Rets - Você falou que o tratamento dado a radialistas comunitários é parecido com o recebido por traficantes. Uma das alegações para o fechamento de rádios é a sua associação com o tráfico de drogas. Isso é verdade? Qual a sua opinião?
Armando Coelho Neto - É falácia, uma campanha terrorista. Viram que não deu certo alegar interferência em aviões – aliás, há anos falam nisso mas até agora ninguém disse onde caiu a aeronave que foi prejudicada por transmissões radiofônicas.
A bola da vez é o tráfico. Nem deveríamos tocar no assunto para não alimentar essa mentira. Só quando a denúncia for objetiva deveríamos veicular esse tipo de notícia.
Rets - O que nas rádios comunitárias pode ser considerado ilegal?
Armando Coelho Neto - Não vejo ilegalidade alguma. A questão é do ponto de vista administrativo. Vejo ilegalidade por parte do poder público, que viola residências, expropria bens adquiridos honestamente e estipula fianças acima das posses. O criminoso é o Estado. Um fator que não é ofensivo e não atinge a sociedade não é ilegal.
Há vários absurdos. Já ouvi casos de policial que entra com vários papéis para o programador assinar e no meio há declaração de autorização de entrada da polícia no recinto. Isso é imoral, uma coação.
Rets - O que um policial deve apresentar no momento da ação? O que ele pode fazer?
Armando Coelho Neto - É necessário apresentar a documentação completa. A PF parte do princípio criminoso – se o crime está lá, não precisa de autorização para prender. Mas há nisso uma situação duvidosa. Portanto, é importante o policial estar munido de ordem judicial, pois ninguém pode entrar em um recinto sem ser convidado. Isso é bom até para dar lisura à ação.
Rets - E o que os programadores podem fazer nessa situação?

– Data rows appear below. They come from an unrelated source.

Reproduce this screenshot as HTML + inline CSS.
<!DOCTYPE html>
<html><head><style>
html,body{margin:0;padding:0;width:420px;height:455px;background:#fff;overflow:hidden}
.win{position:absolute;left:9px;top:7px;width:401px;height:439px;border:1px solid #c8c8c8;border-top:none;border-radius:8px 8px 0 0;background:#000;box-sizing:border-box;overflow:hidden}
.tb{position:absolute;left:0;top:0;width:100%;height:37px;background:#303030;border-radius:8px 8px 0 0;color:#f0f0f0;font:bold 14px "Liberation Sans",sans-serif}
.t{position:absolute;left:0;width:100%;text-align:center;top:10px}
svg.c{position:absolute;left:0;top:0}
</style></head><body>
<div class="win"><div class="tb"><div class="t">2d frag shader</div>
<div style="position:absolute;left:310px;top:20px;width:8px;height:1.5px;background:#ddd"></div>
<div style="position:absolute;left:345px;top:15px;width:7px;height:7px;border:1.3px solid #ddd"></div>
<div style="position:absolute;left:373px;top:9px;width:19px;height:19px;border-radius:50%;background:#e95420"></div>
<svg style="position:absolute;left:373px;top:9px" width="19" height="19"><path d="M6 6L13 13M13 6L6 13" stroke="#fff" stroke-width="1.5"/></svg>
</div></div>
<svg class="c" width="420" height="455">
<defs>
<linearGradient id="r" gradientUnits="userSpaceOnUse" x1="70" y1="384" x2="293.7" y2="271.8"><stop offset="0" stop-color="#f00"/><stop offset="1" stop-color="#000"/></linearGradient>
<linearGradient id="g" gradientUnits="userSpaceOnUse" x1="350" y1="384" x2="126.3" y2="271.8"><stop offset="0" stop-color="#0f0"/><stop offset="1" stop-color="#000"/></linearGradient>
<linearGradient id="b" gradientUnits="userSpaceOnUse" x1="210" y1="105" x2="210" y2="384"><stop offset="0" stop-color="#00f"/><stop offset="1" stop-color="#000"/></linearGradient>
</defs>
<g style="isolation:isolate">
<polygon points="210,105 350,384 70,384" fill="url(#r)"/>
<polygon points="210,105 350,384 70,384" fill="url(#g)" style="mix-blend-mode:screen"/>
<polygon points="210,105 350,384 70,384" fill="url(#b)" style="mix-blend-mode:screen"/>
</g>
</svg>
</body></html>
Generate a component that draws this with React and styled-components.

Armando Coelho Neto - Devem usar a força do argumento. O programador não pode deixar a polícia entrar sem mandato, mas caso isso aconteça, ela deve assumir a responsabilidade pelo arrombamento. No momento em que você quer dialogar e os policiais são truculentos, não há contra-argumento. Se você não pode impedir e eles são mais fortes, infelizmente manda quem pode e obedece quem tem juízo.